Instead of tackling this enormous project, start spring-cleaning by cleaning out something small, like your wallet. Cleaning out your wallet will give you a sense of accomplishment and it can improve your relationship with money because it will keep you organized when it comes to your finances. I recently cleaned out my wallet, and it has helped me keep on top of my finances. Read on for my tips!

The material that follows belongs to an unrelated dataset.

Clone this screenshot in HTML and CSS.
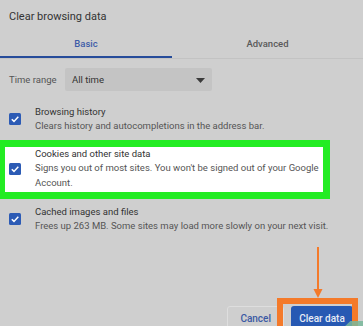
FILE: index.html
```html
<!DOCTYPE html>
<html>
<head>
<meta charset="utf-8">
<link rel="stylesheet" href="styles.css">
</head>
<body>
<div class="dialog">
  <div class="title">Clear browsing data</div>
  <div class="tabs">
    <div class="tab active">Basic</div>
    <div class="tab">Advanced</div>
  </div>
  <div class="range">
    <span class="range-label">Time range</span>
    <div class="select">
      <span>All time</span>
      <svg class="caret" width="9" height="5" viewBox="0 0 9 5"><path d="M0 0h9L4.5 5z" fill="#3a3a3a"/></svg>
    </div>
  </div>
  <div class="items">
    <div class="item">
      <svg class="cb" width="12" height="12" viewBox="0 0 12 12"><rect width="12" height="12" rx="1.5" fill="#2c5bb5"/><path d="M2.8 6.2l2.2 2.2 4.3-4.6" fill="none" stroke="#fff" stroke-width="1.5"/></svg>
      <div class="text">
        <div class="name">Browsing history</div>
        <div class="desc">Clears history and autocompletions in the address bar.</div>
      </div>
    </div>
    <div class="item highlight">
      <svg class="cb" width="12" height="12" viewBox="0 0 12 12"><rect width="12" height="12" rx="1.5" fill="#2c5bb5"/><path d="M2.8 6.2l2.2 2.2 4.3-4.6" fill="none" stroke="#fff" stroke-width="1.5"/></svg>
      <div class="text">
        <div class="name">Cookies and other site data</div>
        <div class="desc">Signs you out of most sites. You won't be signed out of your Google Account.</div>
      </div>
    </div>
    <div class="item">
      <svg class="cb" width="12" height="12" viewBox="0 0 12 12"><rect width="12" height="12" rx="1.5" fill="#2c5bb5"/><path d="M2.8 6.2l2.2 2.2 4.3-4.6" fill="none" stroke="#fff" stroke-width="1.5"/></svg>
      <div class="text">
        <div class="name">Cached images and files</div>
        <div class="desc">Frees up 263 MB. Some sites may load more slowly on your next visit.</div>
      </div>
    </div>
  </div>
  <div class="actions">
    <button class="btn cancel">Cancel</button>
    <button class="btn primary">Clear data</button>
  </div>
</div>
<div class="arrow">
  <svg width="12" height="52" viewBox="0 0 12 52"><path d="M6 0v44" stroke="#f47a2a" stroke-width="2"/><path d="M1.5 42h9L6 51z" fill="#f47a2a"/></svg>
</div>
<div class="orange-box"></div>
<div class="cursor-blob"></div>
</body>
</html>
```
FILE: styles.css
```css
* { box-sizing: border-box; }
html, body { margin: 0; padding: 0; }
body {
  width: 363px;
  height: 326px;
  overflow: hidden;
  background: #cfcfcf;
  font-family: Roboto, "Liberation Sans", sans-serif;
  color: #333;
  position: relative;
}
.title {
  height: 33px;
  padding: 9px 9px 0;
  font-size: 11px;
  line-height: 16px;
  color: #333;
}
.tabs {
  display: grid;
  grid-template-columns: 172px 1fr;
  height: 26px;
  border-bottom: 1px solid #c3c3c3;
}
.tab {
  height: 25px;
  padding-top: 4px;
  text-align: center;
  font-size: 9.5px;
  line-height: 14px;
  color: #5a5a5a;
  font-weight: 500;
}
.tab.active {
  color: #3d5ca8;
  border-bottom: 2px solid #264c9a;
}
.range {
  display: flex;
  align-items: center;
  padding: 9px 0 0 9px;
}
.range-label {
  font-size: 9.5px;
  color: #555;
  width: 56px;
}
.select {
  width: 147px;
  height: 23px;
  background: #c4c4c4;
  border-radius: 2px;
  display: flex;
  align-items: center;
  justify-content: space-between;
  padding: 0 7px 0 7px;
  font-size: 9.5px;
  color: #333;
}
.caret { margin-top: 1px; }
.items {
  display: flex;
  flex-direction: column;
  gap: 13px;
  margin-top: 13.75px;
}
.item {
  display: flex;
  align-items: center;
  gap: 14px;
  padding-left: 9px;
  font-size: 9.5px;
  line-height: 14.5px;
}
.item .cb { flex: none; }
.item.highlight {
  margin: 0 40px 0 5px;
  padding: 0 0 1.5px 4px;
  background: #fff;
  box-shadow: 0 0 0 7px #23ec23;
}
.name { color: #333; }
.desc { color: #555; }
.actions {
  display: flex;
  justify-content: flex-end;
  gap: 7px;
  padding-right: 10px;
  margin-top: 72px;
}
.btn {
  font-family: Roboto, "Liberation Sans", sans-serif;
  font-size: 10px;
  font-weight: 500;
  height: 25px;
  border-radius: 3px;
  padding: 0 12px;
}
.cancel {
  background: #cfcfcf;
  border: 1px solid #dedede;
  color: #3b5aa4;
}
.primary {
  width: 62px;
  background: #2759b3;
  border: none;
  color: #e8ecf5;
  padding: 0;
}
.arrow {
  position: absolute;
  left: 312px;
  top: 247px;
  line-height: 0;
}
.orange-box {
  position: absolute;
  left: 277px;
  top: 298px;
  width: 81px;
  height: 40px;
  border: 6px solid #f47a2a;
}
.cursor-blob {
  position: absolute;
  left: 340px;
  top: 321px;
  width: 26px;
  height: 10px;
  background: #79b89b;
  clip-path: polygon(40% 0, 100% 0, 100% 100%, 0 100%);
  opacity: 0.85;
}
```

Tips for organizing your wallet

  • Buy a smaller wallet. If you have a smaller wallet, you’ll have less space, meaning that you’ll only carry around what you need – some cash and a few credit cards.
  • You can keep it, but you don’t need it in your wallet. Many people carry random things around in their wallets for sentimental reasons. Pictures of your kids, your dog, friends’ business cards, even receipts that have sentimental value. I mean, how could you part with the receipt from the first date you had with your wife? Or the receipt from the first college book you ever bought? It’s ok to keep these items, but ask yourself if it’s really necessary for you to keep them in your wallet. Do you need to carry these items with you every day? Reflecting on these items can help you free up space in your wallet.
  • Get rid of your receipts. It’s a good idea to keep track of what you buy, so make an inventory of the receipts that you have in your wallet, but then discard the receipts – you don’t need them. You can also switch to a service such as Mint.com, which will track the purchases that you make with a credit or debt card and store the information on your phone/computer. Being aware of how much money you are spending will help you determine purchases that you can cut out in order to save money.
  • Break bad habits. Get used to carrying around a minimal amount of cash and disposing of receipts right away, instead of continuing to stuff them in your wallet (or you’ll have to keep cleaning out your wallet every month!).

Cleaning out your wallet can help you track your spending and decrease it. For more information on my wallet-cleaning journey, you can contact me!

Happy Spring!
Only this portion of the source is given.